Il est probable que les attaques actuelles contre la société civile ne soient pas liées au conflit israélo-palestinien, mais que la “lutte contre l’antisémitisme” serve de levier pour promouvoir un agenda politique de droite, à un moment où les migrants arrivés en Allemagne lors de la vague de 2015 deviennent citoyens et gagnent en influence politique. L’Allemagne leur fait comprendre, aux millions de Syriens, Turcs, Afghans, qu’ils peuvent bénéficier de ce qu’elle a à offrir à condition qu’ils soient “de bons migrants”, c’est-à-dire s’ils acceptent d’être des sujets sans droits politiques. Comme en Israël : soyez de bons Palestiniens, occupez-vous du folklore, du houmous ou de la musique orientale, la majorité blanche s’occupe du programme politique.
L’Allemagne est entrée dans une course à l’armement et fournit à Israël au moins un tiers des armes utilisées pour le génocide à Gaza. On y observe également une montée significative de la droite et des tendances autoritaires qui se sont clairement renforcées au fil des années. Malgré tout cela, à la différence d’autres pays occidentaux adoptant des politiques comparables, l’opposition demeure très timide. Suite à une campagne d’épuration dans la presse, il n’y reste essentiellement que des journalistes qui font la promotion d’Israël et amplifient ses discours. Il y a là une politique d’incitation et de répression de toute activité et voix critique envers la politique israélienne, et ce n’est que récemment, après les dernières élections, que des politiciens s’opposant clairement au génocide mené par Israël sont entrés au parlement.
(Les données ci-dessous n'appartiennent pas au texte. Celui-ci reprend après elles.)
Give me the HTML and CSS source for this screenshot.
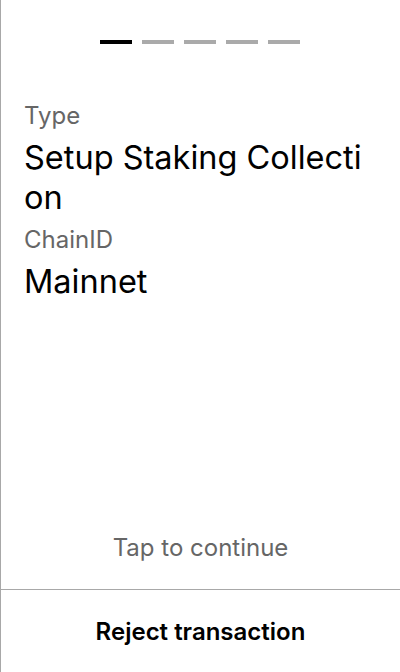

Pourtant, une majorité écrasante de la société allemande s’oppose de manière constante à la fourniture d’armes à Israël ; et malgré toute la propagande pro-israélienne et les drapeaux israéliens qui flottent au-dessus de chaque bureau gouvernemental en Allemagne, 73 % des individus pensent qu’Israël commet un génocide à Gaza, même si les manifestations contre ce génocide mobilisent peu. L’obéissance de l’élite blanche, et la coopération des universitaires et des artistes qui (comme d’habitude) restent silencieux ou s’identifient ouvertement au système, est assourdissante.
*Iris Hefetz est psychanalyste et membre de l’organisation « La Voix Juive pour une Paix Juste au Moyen-Orient ».